Spannend für Herrn Fischer (Jugendgemeinderat Stuttgart) war, dass doch viel über Bundespolitik diskutiert wurde, obwohl man doch im Gemeinderat sei. Der Jugendgemeinderat begrüße die Vorlage der Verwaltung zur Schaffung neuer Flüchtlingsunterkünfte. Nur durch die Schaffung dieser Unterkünfte könne man die bisher genutzten Notunterkünfte in Hotels aufgeben und für eine bessere Unterbringung sorgen. Diese Unterbringung müsse humanitär geleistet werden und dazu habe Deutschland sich verpflichtet. Des Weiteren verhindere man die Belegung von Sporthallen, die ansonsten als Notunterkünfte für Flüchtlinge genutzt werden müssten. Eine solche Nutzung würde dazu führen, dass Sportunterricht und auch Vereinssport ausfallen würden, was besonders für Jugendliche nachteilig sein würde. Sport sei für viele Jugendliche und junge Menschen eine sehr willkommene körperliche Auslastung. Der Schulsport sei daher das Mindeste, was man den Schülerinnen und Schülern bieten müsse. Folglich sollte man nicht zulassen, dass Sporthallen belegt werden. Dennoch sollte für die Zukunft bei der

Auswahl der Unterbringungsstandorte mehr Wert auf eine gute Anbindung an den öffentlichen Nahverkehr, Kindergärten und Schulen gelegt werden, denn nur durch eine solche Anbindung könne man die Integration junger Flüchtlinge fördern. Allein mit Schaffung von Wohnraum sei dies nicht machbar.

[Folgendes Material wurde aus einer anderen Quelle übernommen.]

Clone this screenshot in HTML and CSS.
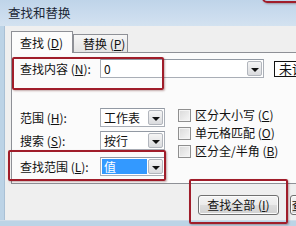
FILE: index.html
```html
<!DOCTYPE html>
<html lang="zh-CN">
<head>
<meta charset="utf-8">
<title>查找和替换</title>
<link rel="stylesheet" href="styles.css">
</head>
<body>
<div class="win">
  <div class="title">查找和替换</div>
  <div class="frame">
    <div class="edge"></div>
    <div class="body">
      <div class="tabs">
        <div class="tab active">查找 (<u>D</u>)</div>
        <div class="tab">替换 (<u>P</u>)</div>
      </div>
      <div class="panel">
        <div class="row1">
          <span class="lbl">查找内容 (<u>N</u>):</span>
          <div class="combo wide"><span class="val">0</span><span class="btn"><i class="tri"></i></span></div>
          <div class="fmt">未设定格式</div>
        </div>
        <div class="opts">
          <div class="leftcol">
            <div class="orow o1"><span class="lbl">范围 (<u>H</u>):</span><div class="combo"><span class="val">工作表</span><span class="btn"><i class="tri"></i></span></div></div>
            <div class="orow o2"><span class="lbl">搜索 (<u>S</u>):</span><div class="combo"><span class="val">按行</span><span class="btn"><i class="tri"></i></span></div></div>
            <div class="orow o3"><span class="lbl">查找范围 (<u>L</u>):</span><div class="combo"><span class="val sel">值</span><span class="btn"><i class="tri"></i></span></div></div>
          </div>
          <div class="checks">
            <div class="chk"><span class="box"></span>区分大小写 (<u>C</u>)</div>
            <div class="chk"><span class="box"></span>单元格匹配 (<u>O</u>)</div>
            <div class="chk"><span class="box"></span>区分全/半角 (<u>B</u>)</div>
          </div>
        </div>
      </div>
      <div class="buttons">
        <div class="pb">查找全部 (<u>I</u>)</div>
        <div class="pb">查找下一个 (<u>F</u>)</div>
      </div>
    </div>
  </div>
  <div class="bottom"></div>
  <div class="mark m1"></div>
  <div class="mark m2"></div>
  <div class="mark m3"></div>
  <div class="mark m4"></div>
</div>
</body>
</html>
```

FILE: styles.css
```css
html, body {
  margin: 0;
  padding: 0;
}
body {
  font-family: "Noto Sans CJK SC", "DejaVu Sans", sans-serif;
  font-size: 12px;
  color: #111;
}
.win {
  position: relative;
  width: 296px;
  height: 226px;
  overflow: hidden;
  display: flex;
  flex-direction: column;
  background: #c4d8ea;
}
.title {
  height: 26px;
  flex: none;
  box-sizing: border-box;
  padding: 5px 0 0 8px;
  line-height: 16px;
  font-size: 12.5px;
  color: #1c2736;
  background: linear-gradient(#bfd4e9, #cbdcee 60%, #d3e2f0);
}
.frame {
  flex: 1;
  display: flex;
  min-height: 0;
}
.edge {
  width: 4px;
  flex: none;
  background: #bcd3e6;
  border-right: 1px solid #a9c0d5;
}
.body {
  flex: 1;
  background: #efefef;
  overflow: hidden;
  display: flex;
  flex-direction: column;
}
.bottom {
  height: 5px;
  flex: none;
  background: #bcd4e6;
  border-top: 1px solid #cfdce8;
}
.tabs {
  display: flex;
  align-items: flex-end;
  height: 21px;
  margin-top: 5px;
  padding-left: 6px;
}
.tab {
  box-sizing: border-box;
  height: 18px;
  width: 55px;
  border: 1px solid #8e9096;
  border-bottom: none;
  background: linear-gradient(#f6f6f6, #e4e4e4);
  padding-left: 9px;
  line-height: 17px;
  white-space: nowrap;
}
.tab.active {
  width: 62px;
  height: 22px;
  margin-bottom: -1px;
  background: #fcfcfc;
  padding-left: 8px;
  line-height: 21px;
  position: relative;
  z-index: 1;
}
.panel {
  box-sizing: border-box;
  margin-left: 6px;
  width: 300px;
  height: 132px;
  flex: none;
  border: 1px solid #8e9096;
  background: #fbfbfb;
}
.row1 {
  display: flex;
  align-items: center;
  margin-top: 6px;
  padding-left: 8px;
  height: 19px;
}
.lbl {
  width: 80px;
  flex: none;
  white-space: nowrap;
  line-height: 16px;
}
u {
  text-decoration: underline;
  text-underline-offset: 1px;
}
.combo {
  box-sizing: border-box;
  width: 65px;
  height: 19px;
  flex: none;
  display: flex;
  border: 1px solid #a9aeb6;
  border-top-color: #9299a3;
  background: #fff;
  padding: 1px;
}
.combo.wide {
  width: 164px;
}
.val {
  flex: 1;
  padding-left: 2px;
  line-height: 15px;
  white-space: nowrap;
  overflow: hidden;
}
.val.sel {
  background: #3399ff;
  color: #fff;
  margin-right: 1px;
}
.btn {
  width: 15px;
  flex: none;
  box-sizing: border-box;
  border: 1px solid #b2b6bd;
  border-radius: 2px;
  background: linear-gradient(#f5f5f5, #dadbde);
  display: flex;
  align-items: center;
  justify-content: center;
}
.tri {
  width: 0;
  height: 0;
  border-left: 4px solid transparent;
  border-right: 4px solid transparent;
  border-top: 4px solid #111;
  margin-top: 2px;
}
.fmt {
  margin-left: 10px;
  box-sizing: border-box;
  height: 16px;
  padding: 0 4px;
  border: 1px solid #111;
  background: #fff;
  line-height: 14px;
  white-space: nowrap;
  font-size: 13px;
}
.opts {
  display: flex;
  margin-top: 28px;
}
.leftcol {
  padding-left: 8px;
  display: flex;
  flex-direction: column;
}
.orow {
  display: flex;
  align-items: center;
  height: 19px;
}
.o1 { margin-top: 2px; }
.o2 { margin-top: 4px; }
.o3 { margin-top: 7px; }
.checks {
  margin-left: 13px;
  display: flex;
  flex-direction: column;
}
.chk {
  display: flex;
  align-items: center;
  height: 18px;
  white-space: nowrap;
  line-height: 16px;
}
.box {
  box-sizing: border-box;
  width: 13px;
  height: 13px;
  margin-right: 4px;
  border: 1px solid #8f8f8f;
  background: linear-gradient(135deg, #d9d9d9, #f7f7f7);
  box-shadow: inset 0 0 0 1px #f4f4f4;
}
.buttons {
  display: flex;
  gap: 11px;
  margin-top: 11px;
  padding-left: 193px;
}
.pb {
  box-sizing: border-box;
  width: 81px;
  height: 20px;
  flex: none;
  border: 1px solid #707070;
  border-radius: 3px;
  background: linear-gradient(#f4f4f4, #ebebeb 50%, #dddddd 51%, #d2d2d2);
  box-shadow: inset 0 0 0 1px #fcfcfc;
  text-align: center;
  line-height: 18px;
  white-space: nowrap;
}
.mark {
  position: absolute;
  box-sizing: border-box;
  border: 2px solid #a01d2a;
  border-radius: 2px;
  box-shadow: 1px 1px 2px rgba(90, 20, 20, 0.35);
  z-index: 5;
}
.m1 { left: 12px; top: 57px; width: 152px; height: 33px; }
.m2 { left: 8px; top: 150px; width: 158px; height: 31px; }
.m3 { left: 189px; top: 179px; width: 99px; height: 45px; }
.m4 { left: 262px; top: -22px; width: 60px; height: 25px; border-radius: 5px; }
```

Anschließend lässt OB Dr. Nopper auf Antrag von StRin von Stein (FW) getrennt über die jeweiligen Beschlussantragsziffern und Standorte der GRDrs 503/2023 Neufassung abstimmen modifiziert um die Änderungen aufgrund der Beratungen in den Bezirksbeiräten und der Fachausschüsse wie eingangs von BM Fuhrmann dargestellt. Er stellt fest:

Der Gemeinderat beschließt zur Beschlussantragsziffer 1.a:
- Den Standort Hedelfingen, Amstetter Straße mit 124 Unterkunftsplätzen
mehrheitlich
wie beantragt (4 Nein-Stimmen).
- Den Standort Plieningen, In den Entenäckern mit 156 Unterkunftsplätzen
mehrheitlich
wie beantragt (4 Nein-Stimmen).

Der Gemeinderat beschließt die Beschlussantragsziffern 1.b und 1.c
mehrheitlich
wie beantragt (4 Nein-Stimmen, 1 Enthaltung).

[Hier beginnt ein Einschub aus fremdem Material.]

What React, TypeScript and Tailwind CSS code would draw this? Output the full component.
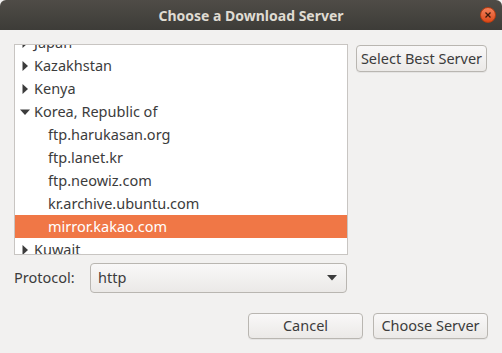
import { useState } from "react";

const countries = [
  { name: "Japan", open: false },
  { name: "Kazakhstan", open: false },
  { name: "Kenya", open: false },
  {
    name: "Korea, Republic of",
    open: true,
    mirrors: [
      "ftp.harukasan.org",
      "ftp.lanet.kr",
      "ftp.neowiz.com",
      "kr.archive.ubuntu.com",
      "mirror.kakao.com",
    ],
  },
  { name: "Kuwait", open: false },
];

const Arrow = ({ open }: { open: boolean }) =>
  open ? (
    <svg width="10" height="10" viewBox="0 0 10 10" className="shrink-0">
      <path d="M0 2.5h10L5 8z" fill="#3c3c3c" />
    </svg>
  ) : (
    <svg width="10" height="10" viewBox="0 0 10 10" className="shrink-0">
      <path d="M2.5 0v10L8 5z" fill="#3c3c3c" />
    </svg>
  );

const Button = ({ children, className = "" }: { children: React.ReactNode; className?: string }) => (
  <button
    className={
      "flex items-center justify-center rounded-[4px] border border-[#b9b6b1] bg-gradient-to-b from-[#f9f8f8] to-[#ebe9e7] text-[#3c3c3c] shadow-[0_1px_0_rgba(0,0,0,0.05)] " +
      className
    }
  >
    {children}
  </button>
);

export default function App() {
  const [selected] = useState("mirror.kakao.com");

  return (
    <div className="w-[502px] h-[353px] bg-[#f2f1f0] font-['Noto_Sans',sans-serif] text-[14.5px] text-[#3c3c3c] flex flex-col overflow-hidden">
      <div className="h-[30px] shrink-0 rounded-t-[6px] bg-gradient-to-b from-[#4f4c47] to-[#3d3c38] flex items-center justify-center relative">
        <span className="font-bold text-[#dfdbd2] text-[14px]">Choose a Download Server</span>
        <div className="absolute right-[6px] top-[7px] w-[16px] h-[16px] rounded-full bg-gradient-to-b from-[#f4815a] to-[#dd4814] border border-[#b93d11] flex items-center justify-center">
          <svg width="8" height="8" viewBox="0 0 8 8">
            <path d="M1.5 1.5l5 5M6.5 1.5l-5 5" stroke="#3a1a0c" strokeWidth="1.3" />
          </svg>
        </div>
      </div>

      <div className="flex-1 flex flex-col px-[14px] pt-[14px]">
        <div className="flex gap-[8px]">
          <div className="w-[334px] h-[211px] border border-[#c8c5c2] bg-white overflow-hidden">
            <div className="mt-[-14px]">
              {countries.map((c) => (
                <div key={c.name}>
                  <div className="h-[23px] flex items-center pl-[5px] gap-[3px]">
                    <Arrow open={c.open} />
                    <span className="pl-[1px]">{c.name}</span>
                  </div>
                  {c.open &&
                    c.mirrors?.map((m) => (
                      <div
                        key={m}
                        className={
                          "h-[23px] flex items-center pl-[33px] " +
                          (m === selected ? "bg-[#f07746] text-white" : "")
                        }
                      >
                        {m}
                      </div>
                    ))}
                </div>
              ))}
            </div>
          </div>
          <div className="pt-[1px]">
            <Button className="w-[131px] h-[27px]">Select Best Server</Button>
          </div>
        </div>

        <div className="flex items-center mt-[8px]">
          <span className="w-[76px] pb-[1px]">Protocol:</span>
          <div className="w-[257px] h-[30px] rounded-[4px] border border-[#b9b6b1] bg-gradient-to-b from-[#f9f8f8] to-[#ebe9e7] flex items-center justify-between pl-[7px] pr-[9px]">
            <span>http</span>
            <svg width="10" height="6" viewBox="0 0 10 6">
              <path d="M0 0h10L5 5.5z" fill="#3c3c3c" />
            </svg>
          </div>
        </div>

        <div className="flex justify-end gap-[10px] mt-[20px]">
          <Button className="w-[115px] h-[26px]">Cancel</Button>
          <Button className="w-[115px] h-[26px]">Choose Server</Button>
        </div>
      </div>
    </div>
  );
}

Der Gemeinderat beschließt zur Beschlussantragsziffer 2. a: Der Gemeinderat beschließt die Beschlussantragsziffern 2.b, 2.c und 2.d mehrheitlich wie beantragt (14 Nein-Stimmen, 2 Enthaltungen).

Der Gemeinderat beschließt die Beschlussantragsziffern 3.a, 3.b und 3.c
mehrheitlich
wie beantragt (14 Nein-Stimmen).

Der Gemeinderat beschließt die Beschlussantragsziffern 4.a, 4.b, 4.c und 5 mehrheitlich wie beantragt (15 Nein-Stimmen).